Review
The Secret of the Orange Blossom Cake by Rachel Linden comes as a pleasant surprise amid the sea of romantic novels on the market. I expected another predictable love story. What I got instead was something much quieter… and much more honest.
Linden introduces us to Juliana Costa — an insecure woman in her early thirties who feels, both personally and professionally, that she hasn’t achieved anything of real significance. Jules’ greatest passion is cooking, and together with her friend and roommate Drew, she runs a video blog where they share lighthearted content while she prepares her favorite recipes. The two hope it might lead to a TV show, but it soon becomes clear that Drew is the only one who lands a deal with a producer and talent scout.
Jules, however, is given an unexpected opportunity — to spend the summer at her family’s olive farm in a small Italian town near Lake Garda. After her father’s death, she refuses to return to Italy, but this time she has little choice. With the help of her grandmother Bruna, she hopes to complete fifty recipes for her cookbook. There’s just one problem — the family’s secret recipe book turns out to be both magical and stubborn, and when Jules opens it, it reveals nothing at all.
Alongside finishing her book, Jules is determined to bake the legendary orange blossom cake — said to reveal the happiest moment yet to come in one’s life. In Italy, she also reconnects with her first love, the charming Niccolò, who broke her heart years ago.
But this is only part of the story — and far from its surface. At its core, this is a novel about reconciliation: with the past, with family, and most of all, with oneself. Jules is hesitant, afraid to take decisive steps for fear of yet another disappointment. Around her, a cast of equally compelling characters unfolds — her wise grandmother Bruna, her uncle Lorenzo, Niccolò and his formidable grandmother Viola, and Jules’ half-sister, a teenager sent to Italy by their mother Lisa, who feels as though she belongs nowhere.

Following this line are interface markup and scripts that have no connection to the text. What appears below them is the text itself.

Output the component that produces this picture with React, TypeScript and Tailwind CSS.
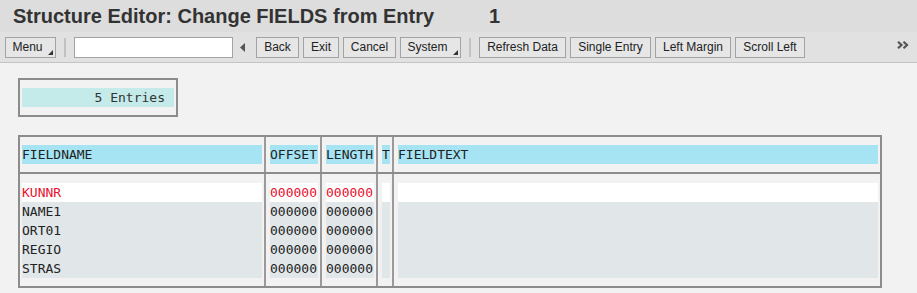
import React from "react";

const mono = { fontFamily: '"DejaVu Sans Mono", "Liberation Mono", monospace' };
const sans = { fontFamily: '"Liberation Sans", Arial, sans-serif' };

function Btn({ label, w, menu }: { label: string; w: number; menu?: boolean }) {
  return (
    <div
      className="relative flex h-[21px] shrink-0 items-center justify-center border border-[#a3a3a3] bg-[#e6e6e6] text-[12px] text-[#222]"
      style={{ width: w }}
    >
      <span className={menu ? "pr-[6px]" : ""}>{label}</span>
      {menu && (
        <svg className="absolute bottom-[2px] right-[2px]" width="5" height="5" viewBox="0 0 5 5">
          <polygon points="5,0 5,5 0,5" fill="#333" />
        </svg>
      )}
    </div>
  );
}

function Sep() {
  return <div className="mx-[8px] h-[19px] w-[2px] shrink-0 bg-[#c2c2c2]" />;
}

const rows = ["KUNNR", "NAME1", "ORT01", "REGIO", "STRAS"];

export default function App() {
  const cols = [
    { w: 246, pl: 2, key: "FIELDNAME" },
    { w: 56, pl: 4, key: "OFFSET" },
    { w: 56, pl: 4, key: "LENGTH" },
    { w: 16, pl: 4, key: "T" },
    { w: 486, pl: 4, key: "FIELDTEXT" },
  ];
  const cellVal = (ci: number, r: string) => {
    if (ci === 0) return r;
    if (ci === 1 || ci === 2) return "000000";
    return "";
  };
  return (
    <div className="h-[293px] w-[917px] overflow-hidden bg-[#f2f2f2]" style={sans}>
      {/* Title */}
      <div className="flex h-[32px] items-center bg-[#dddddd] pl-[13px] text-[20px] font-bold text-[#333]">
        <div className="w-[476px] whitespace-nowrap">Structure Editor: Change FIELDS from Entry</div>
        <div>1</div>
      </div>
      {/* Toolbar */}
      <div className="flex h-[31px] items-center border-b border-[#c4c4c4] bg-[#e1e1e1] pl-[5px] pr-[8px]">
        <Btn label="Menu" w={51} menu />
        <Sep />
        <div className="h-[21px] w-[159px] shrink-0 border border-[#a3a3a3] bg-white" />
        <svg className="ml-[7px] shrink-0" width="5" height="9" viewBox="0 0 5 9">
          <polygon points="5,0 5,9 0,4.5" fill="#555" />
        </svg>
        <div className="ml-[11px] flex gap-[4px]">
          <Btn label="Back" w={43} />
          <Btn label="Exit" w={36} />
          <Btn label="Cancel" w={53} />
          <Btn label="System" w={61} menu />
        </div>
        <Sep />
        <div className="flex gap-[4px]">
          <Btn label="Refresh Data" w={87} />
          <Btn label="Single Entry" w={81} />
          <Btn label="Left Margin" w={76} />
          <Btn label="Scroll Left" w={70} />
        </div>
        <svg className="mb-[5px] ml-auto shrink-0" width="12" height="8" viewBox="0 0 12 8">
          <polyline points="1,0.8 4.5,4 1,7.2" fill="none" stroke="#555" strokeWidth="2.2" />
          <polyline points="6.5,0.8 10,4 6.5,7.2" fill="none" stroke="#555" strokeWidth="2.2" />
        </svg>
      </div>
      {/* Content */}
      <div className="pl-[18px] pt-[15px]" style={mono}>
        <div className="w-[160px] border-2 border-[#8c8c8c] px-[2px] py-[8px]">
          <div className="h-[19px] bg-[#c4eaea] pr-[9px] text-right text-[13px] leading-[19px] text-[#333]">
            5 Entries
          </div>
        </div>
        <div className="mt-[18px] w-[864px] border-2 border-[#8c8c8c]">
          {/* Header */}
          <div className="flex border-b-2 border-[#8c8c8c]">
            {cols.map((c, i) => (
              <div
                key={c.key}
                className={`py-[8px] pr-[2px] ${i < cols.length - 1 ? "border-r-2 border-[#9a9a9a]" : ""}`}
                style={{ width: c.w, paddingLeft: c.pl }}
              >
                <div className="h-[19px] overflow-hidden whitespace-nowrap bg-[#a6e4f4] text-[13px] leading-[19px] text-[#222]">
                  {c.key}
                </div>
              </div>
            ))}
          </div>
          {/* Body */}
          <div className="flex">
            {cols.map((c, i) => (
              <div
                key={c.key}
                className={`pb-[8px] pr-[2px] pt-[9px] ${i < cols.length - 1 ? "border-r-2 border-[#9a9a9a]" : ""}`}
                style={{ width: c.w, paddingLeft: c.pl }}
              >
                {rows.map((r, ri) => (
                  <div
                    key={r}
                    className={`h-[19px] overflow-hidden whitespace-nowrap text-[13px] leading-[19px] ${
                      ri === 0 ? "bg-white text-[#e8102e]" : "bg-[#e1e6e9] text-[#222]"
                    }`}
                  >
                    {cellVal(i, r)}
                  </div>
                ))}
              </div>
            ))}
          </div>
        </div>
      </div>
    </div>
  );
}
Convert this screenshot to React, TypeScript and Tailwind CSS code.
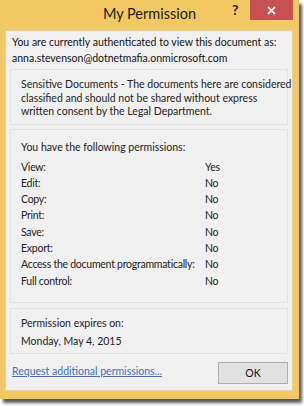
import React from "react";

const PERMS: [string, string][] = [
  ["View:", "Yes"],
  ["Edit:", "No"],
  ["Copy:", "No"],
  ["Print:", "No"],
  ["Save:", "No"],
  ["Export:", "No"],
  ["Access the document programmatically:", "No"],
  ["Full control:", "No"],
];

export default function App() {
  return (
    <div
      className="w-[304px] h-[406px] bg-white overflow-hidden"
      style={{ fontFamily: 'Lato, "Noto Sans", sans-serif' }}
    >
      <div className="w-[299px] h-[399px] bg-[#f1c863] flex flex-col shadow-[3px_4px_3px_rgba(0,0,0,0.65)]">
        {/* title bar */}
        <div className="relative h-[30px] shrink-0 flex items-center justify-center">
          <span className="text-[14.5px] text-[#222] leading-none mt-[-1px]">My Permission</span>
          <span className="absolute left-[232px] top-[3px] text-[14px] font-bold text-[#222] leading-none">?</span>
          <div className="absolute left-[250px] top-0 w-[43px] h-[20px] bg-[#c75050] flex items-center justify-center">
            <svg width="9" height="9" viewBox="0 0 10 10">
              <path d="M1 1 L9 9 M9 1 L1 9" stroke="white" strokeWidth="1.8" />
            </svg>
          </div>
        </div>

        {/* client area */}
        <div className="flex-1 ml-[5px] mr-[6px] mb-[8px] bg-[#f0f0f0] border border-[#e2d2a8] flex flex-col px-[4px] text-[10.5px] text-[#111] whitespace-nowrap">
          <div className="pl-[2px] pt-[3px] leading-[16px]">
            <div>You are currently authenticated to view this document as:</div>
            <div>anna.stevenson@dotnetmafia.onmicrosoft.com</div>
          </div>

          <div className="mt-[3px] border border-[#e1e1e1] pl-[10px] pr-[6px] pt-[8px] pb-[5px] leading-[13.5px] text-[#222]">
            Sensitive Documents - The documents here are considered
            <br />
            classified and should not be shared without express
            <br />
            written consent by the Legal Department.
          </div>

          <div className="mt-[4px] border border-[#e1e1e1] pl-[10px] pt-[9px] pb-[13px] text-[#222]">
            <div className="leading-[16px] mb-[4px]">You have the following permissions:</div>
            {PERMS.map(([k, v]) => (
              <div key={k} className="flex leading-[16.3px] tracking-[-0.25px]">
                <span className="w-[184px] shrink-0">{k}</span>
                <span>{v}</span>
              </div>
            ))}
          </div>

          <div className="mt-[5px] border border-[#e1e1e1] pl-[10px] pt-[5px] pb-[3px] leading-[18px] text-[#222]">
            <div>Permission expires on:</div>
            <div>Monday, May 4, 2015</div>
          </div>

          <div className="flex items-start justify-between mt-[8px] pl-[2px]">
            <a className="text-[#3e6fb3] underline leading-[16px] mt-[1px]">Request additional permissions...</a>
            <button className="w-[70px] h-[22px] bg-[#e1e1e1] border border-[#adadad] text-[10.5px] text-[#111] leading-none">
              OK
            </button>
          </div>
        </div>
      </div>
    </div>
  );
}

And this is where the warmth of the novel truly lies — in that quiet reminder, one that hits close to the heart, that no matter our age, none of us really has life figured out. Nor are we ever fully prepared for the challenges we face. Yet Bruna’s wisdom — “What matters is finding what you would risk everything for” — along with the novel’s recurring message that fear should not hold you back, lingers as a gentle but meaningful takeaway.
The Secret of the Orange Blossom Cake has that subtle, almost magical effect — at least it did for me — of making you reflect on your own choices, of recognizing how fear, much like in Juliana’s case, can quietly shape the direction of your life.
This is not a perfect book. But it’s one of those that arrive exactly when you need them.
⭐ Booklovers Rating
Booklovers rates the novel 4 out of 5 stars. While the clichés are largely negligible, and the emotional core remains strong, the dialogue occasionally feels more like something lifted from a self-help book than natural conversation. There are also a few narrative inconsistencies — too noticeable to ignore, though revealing them would mean spoiling the story — that slightly diminish the overall reading experience.